Too High to Get Over

My dad worked at CBS Records (as Sony Music was then known) in the 1980s and programmed the computer systems that handled a lot of their internal bookkeeping. I remember two details he told me about Thriller, which sold so many copies it routinely overwhelmed the computer:

1. One quarter, it accounted for one half of all CBS albums sold everywhere in the world. (Keep in mind that this was not a small label–they had Bruce Springsteen, Men at Work, and Journey, among many other hitmakers of the era.)

2. At a point where everyone assumed the format was dead, including people inside the company, there was a small but steady stream of Thriller eight-track tapes being sold; as near as anyone could figure out, they were being stocked at truck stops.

posted 2 July 2009 in Tasty Bits and tagged , . 1 comment

One Comment Thus Far on Too High to Get Over

  1. Chris M. Says:

    Great stuff.

    What I find ironic about point no. 2 above is that we likely have truck stops to blame for the fact that Thriller is no longer America’s all-time No. 1 album.

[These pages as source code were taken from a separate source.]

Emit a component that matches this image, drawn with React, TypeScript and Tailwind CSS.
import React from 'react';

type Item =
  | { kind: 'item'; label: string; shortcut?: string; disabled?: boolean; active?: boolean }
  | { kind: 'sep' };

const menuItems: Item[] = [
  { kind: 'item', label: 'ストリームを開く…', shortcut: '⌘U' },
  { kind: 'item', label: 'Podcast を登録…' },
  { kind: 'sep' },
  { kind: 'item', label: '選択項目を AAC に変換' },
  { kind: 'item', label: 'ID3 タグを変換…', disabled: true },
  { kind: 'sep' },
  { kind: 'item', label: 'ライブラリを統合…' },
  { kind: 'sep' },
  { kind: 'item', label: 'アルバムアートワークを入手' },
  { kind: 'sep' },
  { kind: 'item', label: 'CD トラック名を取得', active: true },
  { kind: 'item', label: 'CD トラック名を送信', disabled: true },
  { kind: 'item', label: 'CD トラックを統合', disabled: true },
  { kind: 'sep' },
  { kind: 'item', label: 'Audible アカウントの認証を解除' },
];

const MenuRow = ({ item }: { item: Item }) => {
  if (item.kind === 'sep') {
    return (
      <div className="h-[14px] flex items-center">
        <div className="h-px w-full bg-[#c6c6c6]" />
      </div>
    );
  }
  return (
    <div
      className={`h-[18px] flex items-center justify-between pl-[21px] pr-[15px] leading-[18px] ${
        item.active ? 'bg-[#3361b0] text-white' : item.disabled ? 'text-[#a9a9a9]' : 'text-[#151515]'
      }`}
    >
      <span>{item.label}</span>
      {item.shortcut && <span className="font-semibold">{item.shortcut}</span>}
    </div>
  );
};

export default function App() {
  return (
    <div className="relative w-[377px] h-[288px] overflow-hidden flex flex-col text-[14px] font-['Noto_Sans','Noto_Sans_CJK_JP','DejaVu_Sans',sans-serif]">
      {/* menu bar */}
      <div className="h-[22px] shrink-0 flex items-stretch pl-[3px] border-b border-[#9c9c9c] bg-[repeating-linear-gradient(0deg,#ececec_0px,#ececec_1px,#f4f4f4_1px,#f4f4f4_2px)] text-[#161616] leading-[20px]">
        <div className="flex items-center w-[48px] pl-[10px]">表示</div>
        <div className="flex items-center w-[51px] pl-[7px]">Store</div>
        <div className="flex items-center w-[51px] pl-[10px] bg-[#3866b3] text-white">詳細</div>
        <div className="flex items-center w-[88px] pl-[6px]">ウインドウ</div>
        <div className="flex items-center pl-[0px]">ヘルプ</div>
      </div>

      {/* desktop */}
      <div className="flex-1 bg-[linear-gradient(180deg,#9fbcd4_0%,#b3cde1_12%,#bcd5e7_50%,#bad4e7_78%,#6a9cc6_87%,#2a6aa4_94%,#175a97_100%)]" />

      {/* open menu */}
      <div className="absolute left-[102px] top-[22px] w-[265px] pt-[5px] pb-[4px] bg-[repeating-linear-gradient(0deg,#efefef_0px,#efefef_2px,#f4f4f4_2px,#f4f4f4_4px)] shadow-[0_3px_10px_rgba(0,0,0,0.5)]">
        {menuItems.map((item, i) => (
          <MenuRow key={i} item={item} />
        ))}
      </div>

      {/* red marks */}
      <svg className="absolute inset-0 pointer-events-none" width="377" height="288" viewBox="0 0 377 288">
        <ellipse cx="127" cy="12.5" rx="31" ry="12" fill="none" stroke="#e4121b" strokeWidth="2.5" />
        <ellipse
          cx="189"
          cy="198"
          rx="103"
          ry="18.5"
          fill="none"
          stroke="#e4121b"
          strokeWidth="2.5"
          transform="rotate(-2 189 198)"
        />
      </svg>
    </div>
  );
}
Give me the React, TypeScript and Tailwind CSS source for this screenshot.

It’s been said that the reason the Eagles’ Their Greatest Hits 1971–75 keeps selling and selling is that it’s routinely stocked at truck stops on nice-price cassettes and CDs, for long-haul drivers buying their umpteenth copy to drive with “Take It Easy” and “Tequila Sunrise.”

    I’d hazard to guess that Thriller‘s 28 million copies are owned by about 20 to 25 million Americans (accounting for repurchases), while the Eagles disc’s 29 million copies have been owned by 12 to 15 million Americans, tops.